- GIVEN TASK
Exclude the pictures and reproduce the remaining data exactly as written.

- SOURCE MATERIAL
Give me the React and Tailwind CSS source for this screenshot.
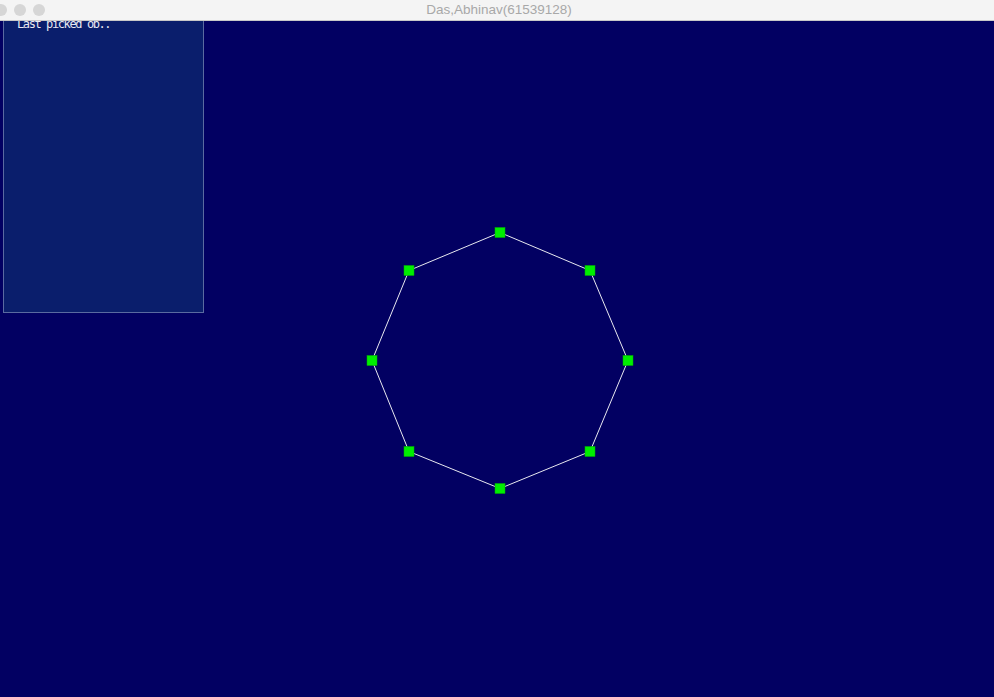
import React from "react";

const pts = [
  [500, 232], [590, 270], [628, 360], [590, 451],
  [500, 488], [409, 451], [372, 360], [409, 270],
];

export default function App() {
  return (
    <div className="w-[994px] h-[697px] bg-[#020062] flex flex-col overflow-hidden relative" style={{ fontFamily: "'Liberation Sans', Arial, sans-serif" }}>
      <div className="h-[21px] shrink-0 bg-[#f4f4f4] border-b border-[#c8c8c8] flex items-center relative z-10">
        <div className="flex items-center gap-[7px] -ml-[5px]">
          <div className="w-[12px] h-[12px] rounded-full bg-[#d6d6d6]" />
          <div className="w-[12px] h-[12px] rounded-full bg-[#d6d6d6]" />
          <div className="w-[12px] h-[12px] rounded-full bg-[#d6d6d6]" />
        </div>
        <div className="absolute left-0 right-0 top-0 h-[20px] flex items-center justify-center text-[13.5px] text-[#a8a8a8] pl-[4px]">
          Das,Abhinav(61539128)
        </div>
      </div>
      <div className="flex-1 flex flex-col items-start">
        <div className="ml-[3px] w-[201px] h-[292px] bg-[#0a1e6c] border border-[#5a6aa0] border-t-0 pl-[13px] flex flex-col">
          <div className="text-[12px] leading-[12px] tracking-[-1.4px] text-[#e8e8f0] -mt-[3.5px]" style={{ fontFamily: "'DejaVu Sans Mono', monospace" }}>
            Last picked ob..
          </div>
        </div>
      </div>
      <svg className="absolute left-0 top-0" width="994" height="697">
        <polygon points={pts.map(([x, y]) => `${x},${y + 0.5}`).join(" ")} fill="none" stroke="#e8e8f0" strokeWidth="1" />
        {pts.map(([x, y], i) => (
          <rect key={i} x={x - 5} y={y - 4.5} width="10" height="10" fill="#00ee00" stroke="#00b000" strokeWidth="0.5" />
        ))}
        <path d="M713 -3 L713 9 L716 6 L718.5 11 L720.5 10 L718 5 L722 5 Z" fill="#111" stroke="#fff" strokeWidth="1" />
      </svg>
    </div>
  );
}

- FINAL RESULT
Give me the React and Tailwind CSS source for this screenshot.
import React from "react";

const pts = [
  [500, 232], [590, 270], [628, 360], [590, 451],
  [500, 488], [409, 451], [372, 360], [409, 270],
];

export default function App() {
  return (
    <div className="w-[994px] h-[697px] bg-[#020062] flex flex-col overflow-hidden relative" style={{ fontFamily: "'Liberation Sans', Arial, sans-serif" }}>
      <div className="h-[21px] shrink-0 bg-[#f4f4f4] border-b border-[#c8c8c8] flex items-center relative z-10">
        <div className="flex items-center gap-[7px] -ml-[5px]">
          <div className="w-[12px] h-[12px] rounded-full bg-[#d6d6d6]" />
          <div className="w-[12px] h-[12px] rounded-full bg-[#d6d6d6]" />
          <div className="w-[12px] h-[12px] rounded-full bg-[#d6d6d6]" />
        </div>
        <div className="absolute left-0 right-0 top-0 h-[20px] flex items-center justify-center text-[13.5px] text-[#a8a8a8] pl-[4px]">
          Das,Abhinav(61539128)
        </div>
      </div>
      <div className="flex-1 flex flex-col items-start">
        <div className="ml-[3px] w-[201px] h-[292px] bg-[#0a1e6c] border border-[#5a6aa0] border-t-0 pl-[13px] flex flex-col">
          <div className="text-[12px] leading-[12px] tracking-[-1.4px] text-[#e8e8f0] -mt-[3.5px]" style={{ fontFamily: "'DejaVu Sans Mono', monospace" }}>
            Last picked ob..
          </div>
        </div>
      </div>
      <svg className="absolute left-0 top-0" width="994" height="697">
        <polygon points={pts.map(([x, y]) => `${x},${y + 0.5}`).join(" ")} fill="none" stroke="#e8e8f0" strokeWidth="1" />
        {pts.map(([x, y], i) => (
          <rect key={i} x={x - 5} y={y - 4.5} width="10" height="10" fill="#00ee00" stroke="#00b000" strokeWidth="0.5" />
        ))}
        <path d="M713 -3 L713 9 L716 6 L718.5 11 L720.5 10 L718 5 L722 5 Z" fill="#111" stroke="#fff" strokeWidth="1" />
      </svg>
    </div>
  );
}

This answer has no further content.